Ohne die Kontrastmittel aus Singen würde die Behandlung von Patienten in den vom Volksmund gerne als „Röhren“ bezeichneten CT- oder MRT-Anlagen nicht funktionieren. Statt gestochen scharfer Aufnahmen von Nieren, Lebern oder Blutkreisläufen, würden die Mediziner in Arztpraxen oder Krankenhäusern wenig mehr als wabernden Farbenbrei auf ihren Diagnose-Bildschirmen zu sehen bekommen. Stoffwechselerkrankungen oder Krebs ließen sich so deutlich schlechter bekämpfen. „Wir wissen um unsere Bedeutung für Ärzte und Patienten“, sagt der langjährige Höchst-Manager Adam.

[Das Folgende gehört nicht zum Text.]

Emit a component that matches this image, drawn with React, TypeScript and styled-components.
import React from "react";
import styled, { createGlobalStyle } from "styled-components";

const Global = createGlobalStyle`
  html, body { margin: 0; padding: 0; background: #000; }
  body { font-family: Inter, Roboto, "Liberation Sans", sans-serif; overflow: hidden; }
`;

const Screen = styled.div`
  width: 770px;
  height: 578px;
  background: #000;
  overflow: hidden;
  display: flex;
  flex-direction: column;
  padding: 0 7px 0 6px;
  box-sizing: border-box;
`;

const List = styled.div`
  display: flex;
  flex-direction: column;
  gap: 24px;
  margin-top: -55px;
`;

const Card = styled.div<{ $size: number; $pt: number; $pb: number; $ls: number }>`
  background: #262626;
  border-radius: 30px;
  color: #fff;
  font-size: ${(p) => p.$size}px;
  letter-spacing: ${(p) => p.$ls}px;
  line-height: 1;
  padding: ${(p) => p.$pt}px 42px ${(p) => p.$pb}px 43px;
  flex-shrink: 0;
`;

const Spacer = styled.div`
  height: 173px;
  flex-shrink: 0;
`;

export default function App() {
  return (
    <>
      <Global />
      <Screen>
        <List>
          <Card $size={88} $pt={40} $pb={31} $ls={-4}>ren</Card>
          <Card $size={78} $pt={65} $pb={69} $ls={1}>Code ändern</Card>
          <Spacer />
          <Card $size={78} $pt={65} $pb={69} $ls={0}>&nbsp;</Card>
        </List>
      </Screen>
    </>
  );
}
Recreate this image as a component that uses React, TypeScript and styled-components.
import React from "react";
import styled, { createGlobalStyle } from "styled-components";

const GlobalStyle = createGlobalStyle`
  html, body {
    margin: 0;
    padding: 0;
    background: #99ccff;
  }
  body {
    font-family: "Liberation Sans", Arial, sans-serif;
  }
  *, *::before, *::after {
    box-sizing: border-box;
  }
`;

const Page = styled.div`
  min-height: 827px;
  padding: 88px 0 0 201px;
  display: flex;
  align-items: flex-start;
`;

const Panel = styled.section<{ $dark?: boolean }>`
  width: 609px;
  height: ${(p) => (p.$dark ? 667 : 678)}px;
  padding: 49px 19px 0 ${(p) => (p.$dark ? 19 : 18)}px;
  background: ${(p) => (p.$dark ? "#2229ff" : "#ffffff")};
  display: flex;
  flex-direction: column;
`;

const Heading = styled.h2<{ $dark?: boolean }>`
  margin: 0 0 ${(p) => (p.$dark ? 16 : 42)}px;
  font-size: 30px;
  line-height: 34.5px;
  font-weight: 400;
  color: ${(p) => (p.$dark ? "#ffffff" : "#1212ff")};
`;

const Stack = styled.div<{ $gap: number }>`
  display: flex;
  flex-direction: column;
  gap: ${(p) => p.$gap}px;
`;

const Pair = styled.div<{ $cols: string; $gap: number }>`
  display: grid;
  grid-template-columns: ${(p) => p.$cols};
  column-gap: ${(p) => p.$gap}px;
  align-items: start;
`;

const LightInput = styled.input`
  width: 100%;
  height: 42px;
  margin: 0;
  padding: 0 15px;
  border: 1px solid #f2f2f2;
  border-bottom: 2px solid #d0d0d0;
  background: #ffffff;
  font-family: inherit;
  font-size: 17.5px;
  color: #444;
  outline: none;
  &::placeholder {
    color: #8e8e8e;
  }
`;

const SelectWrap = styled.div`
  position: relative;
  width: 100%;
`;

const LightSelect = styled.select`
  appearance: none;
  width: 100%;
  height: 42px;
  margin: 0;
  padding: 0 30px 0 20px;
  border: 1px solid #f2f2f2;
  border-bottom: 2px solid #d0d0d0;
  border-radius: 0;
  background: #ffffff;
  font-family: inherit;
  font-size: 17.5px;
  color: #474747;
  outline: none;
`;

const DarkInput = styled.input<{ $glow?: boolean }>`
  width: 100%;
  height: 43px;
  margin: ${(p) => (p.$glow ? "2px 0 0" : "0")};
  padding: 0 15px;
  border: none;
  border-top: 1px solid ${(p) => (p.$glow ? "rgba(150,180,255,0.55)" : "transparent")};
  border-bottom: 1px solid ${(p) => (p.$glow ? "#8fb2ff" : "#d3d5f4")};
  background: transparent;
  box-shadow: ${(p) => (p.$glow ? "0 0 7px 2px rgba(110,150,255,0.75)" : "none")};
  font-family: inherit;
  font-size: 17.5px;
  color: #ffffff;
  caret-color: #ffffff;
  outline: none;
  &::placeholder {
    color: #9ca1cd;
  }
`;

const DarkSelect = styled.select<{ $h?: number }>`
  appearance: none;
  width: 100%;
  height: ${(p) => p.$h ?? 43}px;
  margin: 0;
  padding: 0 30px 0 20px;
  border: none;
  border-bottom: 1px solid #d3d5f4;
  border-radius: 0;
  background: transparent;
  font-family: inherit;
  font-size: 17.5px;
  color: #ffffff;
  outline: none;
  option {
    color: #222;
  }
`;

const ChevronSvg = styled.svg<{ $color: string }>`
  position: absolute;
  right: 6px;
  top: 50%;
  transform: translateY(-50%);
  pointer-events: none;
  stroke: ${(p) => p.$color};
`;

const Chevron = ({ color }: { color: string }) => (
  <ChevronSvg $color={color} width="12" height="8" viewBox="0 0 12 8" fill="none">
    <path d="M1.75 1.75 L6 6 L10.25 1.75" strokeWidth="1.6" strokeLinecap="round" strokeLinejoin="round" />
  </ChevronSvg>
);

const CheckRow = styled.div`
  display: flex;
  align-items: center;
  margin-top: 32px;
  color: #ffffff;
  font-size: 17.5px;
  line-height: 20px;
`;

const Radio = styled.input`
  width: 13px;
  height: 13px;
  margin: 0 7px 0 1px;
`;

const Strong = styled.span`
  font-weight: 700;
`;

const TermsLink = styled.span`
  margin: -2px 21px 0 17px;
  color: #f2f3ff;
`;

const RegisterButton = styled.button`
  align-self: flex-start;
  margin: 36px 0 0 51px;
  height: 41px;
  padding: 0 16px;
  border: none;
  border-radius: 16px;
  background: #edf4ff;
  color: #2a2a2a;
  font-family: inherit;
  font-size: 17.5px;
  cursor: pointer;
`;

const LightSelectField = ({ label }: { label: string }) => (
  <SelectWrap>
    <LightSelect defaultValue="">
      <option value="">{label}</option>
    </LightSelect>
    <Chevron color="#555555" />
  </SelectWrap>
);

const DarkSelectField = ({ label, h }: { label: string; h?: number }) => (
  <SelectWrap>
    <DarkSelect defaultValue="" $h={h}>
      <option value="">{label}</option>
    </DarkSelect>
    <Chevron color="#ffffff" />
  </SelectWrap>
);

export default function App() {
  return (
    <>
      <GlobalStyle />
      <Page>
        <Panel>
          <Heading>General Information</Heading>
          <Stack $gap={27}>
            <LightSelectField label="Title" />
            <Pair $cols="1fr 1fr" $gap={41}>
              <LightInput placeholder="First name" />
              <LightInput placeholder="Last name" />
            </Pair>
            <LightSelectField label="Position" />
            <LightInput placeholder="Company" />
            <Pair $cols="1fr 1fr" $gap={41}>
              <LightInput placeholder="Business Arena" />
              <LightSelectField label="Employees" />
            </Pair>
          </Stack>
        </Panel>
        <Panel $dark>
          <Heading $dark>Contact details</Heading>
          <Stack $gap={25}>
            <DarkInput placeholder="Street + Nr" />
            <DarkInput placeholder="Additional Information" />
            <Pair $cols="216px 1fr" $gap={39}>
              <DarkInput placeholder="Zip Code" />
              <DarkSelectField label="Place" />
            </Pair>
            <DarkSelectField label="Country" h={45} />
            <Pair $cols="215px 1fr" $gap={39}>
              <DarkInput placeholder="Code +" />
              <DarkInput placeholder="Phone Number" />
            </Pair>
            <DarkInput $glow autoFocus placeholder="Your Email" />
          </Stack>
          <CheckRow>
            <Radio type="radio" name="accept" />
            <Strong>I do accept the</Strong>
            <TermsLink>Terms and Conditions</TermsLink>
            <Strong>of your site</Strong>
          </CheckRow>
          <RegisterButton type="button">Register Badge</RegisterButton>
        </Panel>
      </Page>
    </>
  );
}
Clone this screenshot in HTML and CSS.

Bevor eine Fuhre Arzneimittel die Produktion verlässt, wird sie in einem mehrfach gestuften Prozess auf Herz und Nieren geprüft. Stimmt die Konzentration der Wirkstoffe? Sind sie rein genug? Ist alles steril? Steht das Richtige auf der Verpackung? Über 30 der insgesamt rund 400 Bipso-Mitarbeiter überwachen in den Reinräumen in Singen allein solche Parameter. Die Experten vom Hohentwiel fungieren als Exzellenz-Zentrum für den gesamten Bracco-Konzern mit seinen weltweit neun Werken, sagt Adam.
Lange Erfahrung am Standort
Die zentrale Stellung ist Singen nicht zugeflogen. Seit den 1980er-Jahren werden Spezialpharmaka vor Ort von wechselnden Herstellern produziert. Im Jahr 2010 kaufte Bracco den Kontrastmittelspezialisten Bipso dann einem Vorgängerbetrieb des heutigen Pharmariesen Takeda ab. Auf dessen Werksgelände befindet sich Bipso noch heute. Seither wurden rund 50 Millionen Euro am Standort investiert. 15 weitere Millionen fließen derzeit in ein modernes, mehrere Stockwerke hohes Logistikzentrum vor Ort. Der Bipso-Umsatz beläuft sich auf rund 70 Millionen Euro im Jahr.
Dass die schwerreiche Bracco-Firmeneignerin, die Italienerin Diana Bracco, auf Deutschland als Produktionsstandort setzt, hat seinen Grund. Das hohe Qualitätsbewusstsein und die Zuverlässigkeit zeichneten das Land im Vergleich zu anderen Standorten aus, sagt Pharma-Manager Adam, der einen Großteil seiner Karriere im Ausland verbracht hat, bevor er in Singen ansässig wurde. Die Patriarchin wüsste das. Speziell in die Fähigkeiten hiesiger Facharbeiter habe die Industrielle „größtes Vertrauen“, sagt er.
Singen will weiter wachsen
Als Folge soll der Standort Singen weiter wachsen. Wie viele andere Firmen in der Region auch sucht Bipso daher Fachkräfte. Ihnen winke eine Bezahlung nach Chemie-Tarif und eine betriebliche Altersvorsorge, sagt Personalchef Bernhard Rettler. Neben der Qualifikation ist für den Personalchef das entscheidende Kriterium bei der Bewerberauswahl, wie veränderungsbereit der Kandidat ist. Die auch im Pharmabereich immer schnelleren Innovationszyklen, erforderten Mitarbeiter, die auf Zack seien, sagt er. Das Alter spiele da keine Rolle. Auf einer Jobmesse habe er jüngst einem 60-Jährigen nach einem kurzen Gespräch seine Visitenkarte in die Hand gedrückt. Im Kopf sei er deutlich agiler gewesen als so mancher junge Bewerber.